将来への希望を感じさせてくれる判決ですね!

郵政民営化凍結トラックバック・キャンペーンへのご協力ありがとうございます〜。
Posted by 喜八 at 2007年11月30日 20:58
非常勤の男さん、コメントありがとうございます。
高裁判決は、最高裁日立メディコ事件は、雇い止めに解雇権濫用法理が類推され雇い止めが無効となった場合に地位確認を認める法的根拠を明示していないが、民法629条1項によるものと解される(雇い止めの意思表示がなかったことになり、期間終了後も就労が続いているのと同様の状態となり、民法629条が摘要ないし類推摘要される)との見解を示しました。
民間の有期雇用契約の雇い止めの場合の地位確認の法的根拠が民法629条であるか否かは、高裁判決自身が示している通り、最高裁は明示していません。
むしろ、憲法25条の生存権、憲法27条・28条の勤労者の権利に基づいて、解雇権の濫用の場合の地位確認が認められると考えられないでしょうか。そうだとすれば、民間の雇用契約と公務員法による身分保障が及ばない非常勤公務員の任用の場合とで、不安定雇用の実態が同じであれば、等しく解雇権濫用法理を適用し地位確認を認めるべきではないか、と思います。
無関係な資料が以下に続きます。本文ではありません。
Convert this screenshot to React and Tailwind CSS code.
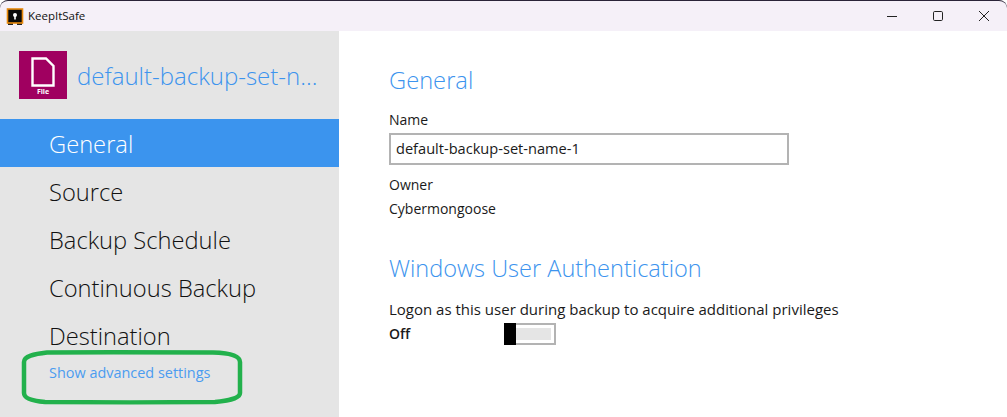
const NAV = ["General", "Source", "Backup Schedule", "Continuous Backup", "Destination"];

export default function App() {
  return (
    <div className="relative w-[1007px] h-[417px] overflow-hidden bg-white flex flex-col font-['Open_Sans',sans-serif] text-[#1a1a1a]">
      {/* title bar */}
      <div className="h-[31px] shrink-0 flex items-center bg-[#f5f0f8] border-t border-t-[#2a2438] rounded-t-[8px]">
        <svg width="18" height="18" viewBox="0 0 18 18" className="ml-[6px] mt-[1px]">
          <rect x="2" y="15" width="5" height="2" fill="#222" />
          <rect x="11" y="15" width="5" height="2" fill="#222" />
          <rect x="1.5" y="1" width="15" height="14" fill="#0a0a0a" stroke="#e8890c" strokeWidth="1.6" />
          <circle cx="9" cy="7" r="2" fill="#fff" />
          <rect x="8.2" y="7.5" width="1.6" height="4" fill="#fff" />
        </svg>
        <span className="ml-[4px] text-[11.5px] text-[#111]">KeepItSafe</span>
        <div className="ml-auto flex items-center h-full">
          <div className="w-[46px] flex justify-center">
            <svg width="10" height="10" viewBox="0 0 10 10"><path d="M0 5.5H10" stroke="#222" strokeWidth="1" /></svg>
          </div>
          <div className="w-[46px] flex justify-center">
            <svg width="10" height="10" viewBox="0 0 10 10"><rect x="0.5" y="0.5" width="9" height="9" rx="1.2" fill="none" stroke="#222" strokeWidth="1" /></svg>
          </div>
          <div className="w-[46px] flex justify-center">
            <svg width="10" height="10" viewBox="0 0 10 10"><path d="M0 0L10 10M10 0L0 10" stroke="#222" strokeWidth="1" /></svg>
          </div>
        </div>
      </div>

      <div className="flex flex-1 min-h-0">
        {/* sidebar */}
        <aside className="w-[339px] shrink-0 bg-[#e5e5e5] flex flex-col">
          <div className="h-[88px] shrink-0 flex items-center pl-[19px] gap-[10px]">
            <div className="w-[48px] h-[48px] bg-[#a00060] flex flex-col items-center pt-[6px]">
              <svg width="24" height="30" viewBox="0 0 24 30">
                <path d="M1.5 1.5H15L22.5 9V28.5H1.5Z" fill="none" stroke="#fff" strokeWidth="2.4" />
              </svg>
              <span className="text-[7px] leading-[8px] font-bold text-white mt-[1px]">File</span>
            </div>
            <span className="text-[24px] font-light text-[#3d94ee] whitespace-nowrap leading-none pt-[2px]">default-backup-set-n...</span>
          </div>
          <nav className="flex flex-col">
            {NAV.map((n, i) => (
              <div
                key={n}
                className={
                  i === 0
                    ? "h-[48px] flex items-center pl-[49px] pt-[4px] text-[23.7px] font-light bg-[#3b94ee] text-white"
                    : "h-[48px] flex items-center pl-[49px] pt-[4px] text-[23.7px] font-light text-[#111]"
                }
              >
                {n}
              </div>
            ))}
          </nav>
          <a className="pl-[49px] mt-[4px] text-[14.45px] leading-[20px] text-[#4b9cf0]">Show advanced settings</a>
        </aside>

        {/* main */}
        <main className="flex-1 pl-[50px] pt-[33px]">
          <h1 className="text-[23.7px] leading-[33px] font-light text-[#3d94ee]">General</h1>
          <div className="mt-[13px] text-[14px] leading-[20px]">Name</div>
          <div className="mt-[3px] w-[400px] h-[32px] border-2 border-[#b3b3b3] flex items-center pl-[5px] text-[14.6px]">
            default-backup-set-name-1
          </div>
          <div className="mt-[10px] text-[14px] leading-[20px]">Owner</div>
          <div className="mt-[4px] text-[14px] leading-[20px]">Cybermongoose</div>
          <h2 className="mt-[33px] text-[23.55px] leading-[33px] font-light text-[#3d94ee]">Windows User Authentication</h2>
          <div className="mt-[14px] text-[15px] leading-[20px]">Logon as this user during backup to acquire additional privileges</div>
          <div className="mt-[4px] flex items-center">
            <span className="w-[115px] text-[14px] leading-[20px] font-semibold">Off</span>
            <div className="relative w-[52px] h-[22px] border-2 border-[#b3b3b3] p-[3px] pl-[10px]">
              <div className="h-full w-full bg-[#e5e5e5]"></div>
              <div className="absolute left-[-2px] top-[-2px] w-[12px] h-[22px] bg-black"></div>
            </div>
          </div>
        </main>
      </div>

      {/* annotation */}
      <svg className="absolute left-[20px] top-[349px]" width="224" height="57" viewBox="0 0 224 57" fill="none">
        <path
          d="M27 3.5C80 3 150 3 193 3.5C210 4 220 7 220 13L220 44C220 49 208 52 195 53C150 53.5 70 53.5 25 53C12 52 4 49 4 44L4 13C4 7 14 5 27 3.5Z"
          stroke="#22b14c"
          strokeWidth="4.5"
        />
      </svg>
    </div>
  );
}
今回の高裁判決は、雇い止めの場合の地位確認の法的根拠について、最高裁に判断を迫る内容となっています。
Posted by siinoki-law at 2007年12月01日 09:15
喜八さん、コメントありがとうございます。
違法な雇い止めの被害を回復するのは中野区にとっては難しいことではありません。中野区が保育士のみなさんの職場復帰を実現すればよいのです。今後ともどうぞご支援をお願いします。